==== DATASET EXCERPT ====
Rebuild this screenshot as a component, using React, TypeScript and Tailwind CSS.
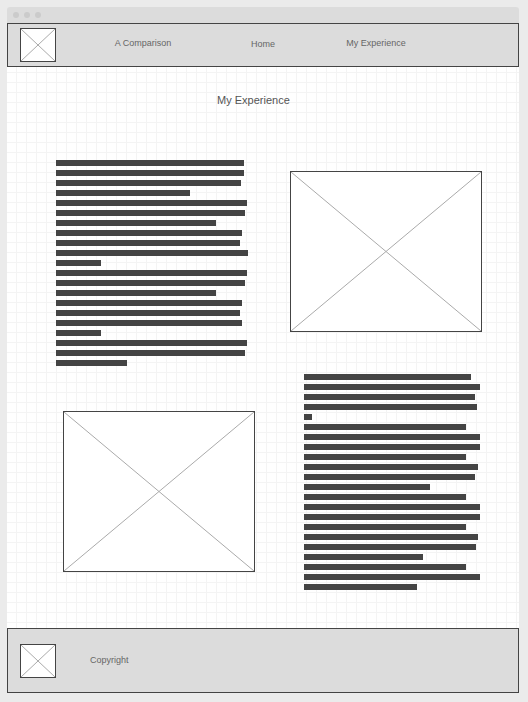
import React from 'react';

// bar widths (px) for the fake paragraphs
const leftLines = [188, 188, 185, 134, 191, 189, 160, 186, 184, 192, 45, 191, 189, 160, 186, 184, 186, 45, 191, 189, 71];
const rightLines = [167, 176, 171, 173, 8, 162, 176, 176, 162, 174, 171, 126, 162, 176, 176, 162, 174, 172, 119, 162, 176, 113];

function Placeholder({ className }: { className: string }) {
  return (
    <div className={`relative bg-white border border-[#444] ${className}`}>
      <svg className="absolute inset-0 w-full h-full" preserveAspectRatio="none" viewBox="0 0 100 100">
        <line x1="0" y1="0" x2="100" y2="100" stroke="#aaa" strokeWidth="1" vectorEffect="non-scaling-stroke" />
        <line x1="100" y1="0" x2="0" y2="100" stroke="#aaa" strokeWidth="1" vectorEffect="non-scaling-stroke" />
      </svg>
    </div>
  );
}

function TextBlock({ lines, className }: { lines: number[]; className: string }) {
  return (
    <div className={`flex flex-col gap-[4px] ${className}`}>
      {lines.map((w, i) => (
        <div key={i} className="h-[6px] bg-[#444]" style={{ width: w }} />
      ))}
    </div>
  );
}

export default function App() {
  return (
    <div className="w-[528px] h-[702px] bg-[#ebebeb] pt-[7px] pl-[7px] font-['Liberation_Sans',Arial,sans-serif] overflow-hidden">
      <div className="w-[512px] flex flex-col">
        {/* window title bar */}
        <div className="h-[16px] bg-[#dcdcdc] rounded-t-[3px] flex items-center gap-[5px] pl-[6px]">
          <span className="w-[6px] h-[6px] rounded-full bg-[#cbcbcb]" />
          <span className="w-[6px] h-[6px] rounded-full bg-[#cbcbcb]" />
          <span className="w-[6px] h-[6px] rounded-full bg-[#cbcbcb]" />
        </div>

        {/* nav */}
        <div className="h-[44px] bg-[#dcdcdc] border border-[#444] flex items-center">
          <Placeholder className="w-[36px] h-[34px] ml-[12px]" />
          <div className="w-[100px] ml-[37px] mb-[2px] text-center text-[9px] text-[#666]">A Comparison</div>
          <div className="w-[100px] ml-[20px] text-center text-[9px] text-[#666]">Home</div>
          <div className="w-[100px] ml-[13px] mb-[2px] text-center text-[9px] text-[#666]">My Experience</div>
        </div>

        {/* content */}
        <div className="h-[561px] bg-white bg-[linear-gradient(to_right,#f4f4f4_1px,transparent_1px),linear-gradient(to_bottom,#f4f4f4_1px,transparent_1px)] bg-[size:10px_10px] bg-[position:9px_5px] flex flex-col">
          <div className="mt-[26px] ml-[210px] h-[14px] leading-[14px] text-[11px] text-[#555]">My Experience</div>

          <div className="flex items-start mt-[53px]">
            <TextBlock lines={leftLines} className="ml-[49px] w-[192px]" />
            <Placeholder className="w-[192px] h-[161px] ml-[42px] mt-[11px]" />
          </div>

          <div className="flex items-start mt-[8px]">
            <Placeholder className="w-[192px] h-[161px] ml-[56px] mt-[37px]" />
            <TextBlock lines={rightLines} className="ml-[49px] w-[176px]" />
          </div>
        </div>

        {/* footer */}
        <div className="h-[65px] bg-[#dcdcdc] border border-[#444] flex items-center">
          <Placeholder className="w-[36px] h-[34px] ml-[12px]" />
          <div className="ml-[34px] text-[9px] text-[#666]">Copyright</div>
        </div>
      </div>
    </div>
  );
}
====
THE EXERCISE >> Return exactly what appears from the opening line of the material through the line with "import React from 'react';", apart from the pictures.

EXERCISE RESULT >>
Rebuild this screenshot as a component, using React, TypeScript and Tailwind CSS.
import React from 'react';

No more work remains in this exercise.